EXERCISE DETAILS:
Return the material word for word. Do not include the pictures.

Start of INFORMATION PROVIDED

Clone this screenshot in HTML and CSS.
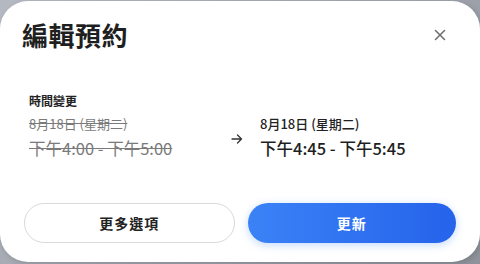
FILE: index.html
```html
<!DOCTYPE html>
<html lang="zh-Hant">
<head>
  <meta charset="UTF-8" />
  <meta name="viewport" content="width=device-width, initial-scale=1.0"/>
  <title>編輯預約</title>
  <link rel="stylesheet" href="styles.css">
</head>
<body>
  <div class="modal">
    <div class="modal-header">
      <h1>編輯預約</h1>
      <button class="close" aria-label="關閉">
        <svg width="12" height="12" viewBox="0 0 12 12">
          <path d="M1.5 1.5 L10.5 10.5 M10.5 1.5 L1.5 10.5" stroke="#6b6b6b" stroke-width="1.5" stroke-linecap="round"/>
        </svg>
      </button>
    </div>

    <div class="change">
      <div class="label">時間變更</div>
      <div class="compare">
        <div class="slot old">
          <div class="date">8月18日 (星期二)</div>
          <div class="time">下午4:00 - 下午5:00</div>
        </div>
        <div class="arrow">
          <svg width="12" height="12" viewBox="0 0 12 12">
            <path d="M1 6 H10.5 M6.5 2 L10.5 6 L6.5 10" stroke="#333" stroke-width="1.3" fill="none" stroke-linecap="round" stroke-linejoin="round"/>
          </svg>
        </div>
        <div class="slot new">
          <div class="date">8月18日 (星期二)</div>
          <div class="time">下午4:45 - 下午5:45</div>
        </div>
      </div>
    </div>

    <div class="actions">
      <button class="btn secondary">更多選項</button>
      <button class="btn primary">更新</button>
    </div>
  </div>
</body>
</html>
```

FILE: styles.css
```css
body {
  margin: 0;
  height: 264px;
  overflow: hidden;
  background: linear-gradient(135deg, #b4b9c2, #8f949c);
  font-family: "Noto Sans CJK TC", sans-serif;
  color: #222;
}
.modal {
  box-sizing: border-box;
  width: 480px;
  height: 261px;
  margin-top: 1px;
  background: #fff;
  border-radius: 28px;
  padding: 16px 24px 0 24px;
  display: flex;
  flex-direction: column;
  box-shadow: 2px 2px 6px rgba(0, 0, 0, 0.15);
}
.modal-header {
  display: flex;
  align-items: center;
  justify-content: space-between;
}
h1 {
  margin: 0 0 0 -2px;
  font-size: 26px;
  line-height: 36px;
  font-weight: 700;
  letter-spacing: 0.5px;
  color: #1f1f1f;
}
.close {
  border: none;
  background: none;
  padding: 0;
  width: 12px;
  height: 12px;
  margin-right: 10px;
  display: flex;
  cursor: pointer;
}
.change {
  margin-top: 40px;
  padding-left: 5px;
}
.label {
  font-size: 12px;
  font-weight: 700;
  line-height: 16px;
  color: #222;
}
.compare {
  display: flex;
  align-items: center;
  margin-top: 6px;
}
.slot .date {
  font-size: 13px;
  line-height: 18px;
}
.slot .time {
  font-size: 16.5px;
  line-height: 24px;
  margin-top: 3px;
}
.old {
  width: 202px;
  color: #7a7a7a;
  text-decoration: line-through;
}
.new .date {
  font-weight: 500;
  color: #222;
}
.new .time {
  font-weight: 500;
  color: #1f1f1f;
}
.arrow {
  width: 29px;
  display: flex;
  margin-top: 2px;
}
.actions {
  display: flex;
  gap: 13px;
  margin-top: auto;
  margin-bottom: 19px;
}
.btn {
  flex: 1;
  height: 40px;
  border-radius: 20px;
  font-family: "Noto Sans CJK TC", sans-serif;
  font-size: 14px;
  font-weight: 700;
  letter-spacing: 1px;
  cursor: pointer;
}
.secondary {
  background: #fff;
  border: 1px solid #d9d9d9;
  color: #222;
}
.primary {
  border: none;
  color: #fff;
  background: linear-gradient(90deg, #3b82f6, #2563eb);
  box-shadow: 0 2px 8px rgba(59, 130, 246, 0.3);
}
```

End of INFORMATION PROVIDED

EXERCISE OUTPUT:
Clone this screenshot in HTML and CSS.
FILE: index.html
```html
<!DOCTYPE html>
<html lang="zh-Hant">
<head>
  <meta charset="UTF-8" />
  <meta name="viewport" content="width=device-width, initial-scale=1.0"/>
  <title>編輯預約</title>
  <link rel="stylesheet" href="styles.css">
</head>
<body>
  <div class="modal">
    <div class="modal-header">
      <h1>編輯預約</h1>
      <button class="close" aria-label="關閉">
        <svg width="12" height="12" viewBox="0 0 12 12">
          <path d="M1.5 1.5 L10.5 10.5 M10.5 1.5 L1.5 10.5" stroke="#6b6b6b" stroke-width="1.5" stroke-linecap="round"/>
        </svg>
      </button>
    </div>

    <div class="change">
      <div class="label">時間變更</div>
      <div class="compare">
        <div class="slot old">
          <div class="date">8月18日 (星期二)</div>
          <div class="time">下午4:00 - 下午5:00</div>
        </div>
        <div class="arrow">
          <svg width="12" height="12" viewBox="0 0 12 12">
            <path d="M1 6 H10.5 M6.5 2 L10.5 6 L6.5 10" stroke="#333" stroke-width="1.3" fill="none" stroke-linecap="round" stroke-linejoin="round"/>
          </svg>
        </div>
        <div class="slot new">
          <div class="date">8月18日 (星期二)</div>
          <div class="time">下午4:45 - 下午5:45</div>
        </div>
      </div>
    </div>

    <div class="actions">
      <button class="btn secondary">更多選項</button>
      <button class="btn primary">更新</button>
    </div>
  </div>
</body>
</html>
```

FILE: styles.css
```css
body {
  margin: 0;
  height: 264px;
  overflow: hidden;
  background: linear-gradient(135deg, #b4b9c2, #8f949c);
  font-family: "Noto Sans CJK TC", sans-serif;
  color: #222;
}
.modal {
  box-sizing: border-box;
  width: 480px;
  height: 261px;
  margin-top: 1px;
  background: #fff;
  border-radius: 28px;
  padding: 16px 24px 0 24px;
  display: flex;
  flex-direction: column;
  box-shadow: 2px 2px 6px rgba(0, 0, 0, 0.15);
}
.modal-header {
  display: flex;
  align-items: center;
  justify-content: space-between;
}
h1 {
  margin: 0 0 0 -2px;
  font-size: 26px;
  line-height: 36px;
  font-weight: 700;
  letter-spacing: 0.5px;
  color: #1f1f1f;
}
.close {
  border: none;
  background: none;
  padding: 0;
  width: 12px;
  height: 12px;
  margin-right: 10px;
  display: flex;
  cursor: pointer;
}
.change {
  margin-top: 40px;
  padding-left: 5px;
}
.label {
  font-size: 12px;
  font-weight: 700;
  line-height: 16px;
  color: #222;
}
.compare {
  display: flex;
  align-items: center;
  margin-top: 6px;
}
.slot .date {
  font-size: 13px;
  line-height: 18px;
}
.slot .time {
  font-size: 16.5px;
  line-height: 24px;
  margin-top: 3px;
}
.old {
  width: 202px;
  color: #7a7a7a;
  text-decoration: line-through;
}
.new .date {
  font-weight: 500;
  color: #222;
}
.new .time {
  font-weight: 500;
  color: #1f1f1f;
}
.arrow {
  width: 29px;
  display: flex;
  margin-top: 2px;
}
.actions {
  display: flex;
  gap: 13px;
  margin-top: auto;
  margin-bottom: 19px;
}
.btn {
  flex: 1;
  height: 40px;
  border-radius: 20px;
  font-family: "Noto Sans CJK TC", sans-serif;
  font-size: 14px;
  font-weight: 700;
  letter-spacing: 1px;
  cursor: pointer;
}
.secondary {
  background: #fff;
  border: 1px solid #d9d9d9;
  color: #222;
}
.primary {
  border: none;
  color: #fff;
  background: linear-gradient(90deg, #3b82f6, #2563eb);
  box-shadow: 0 2px 8px rgba(59, 130, 246, 0.3);
}
```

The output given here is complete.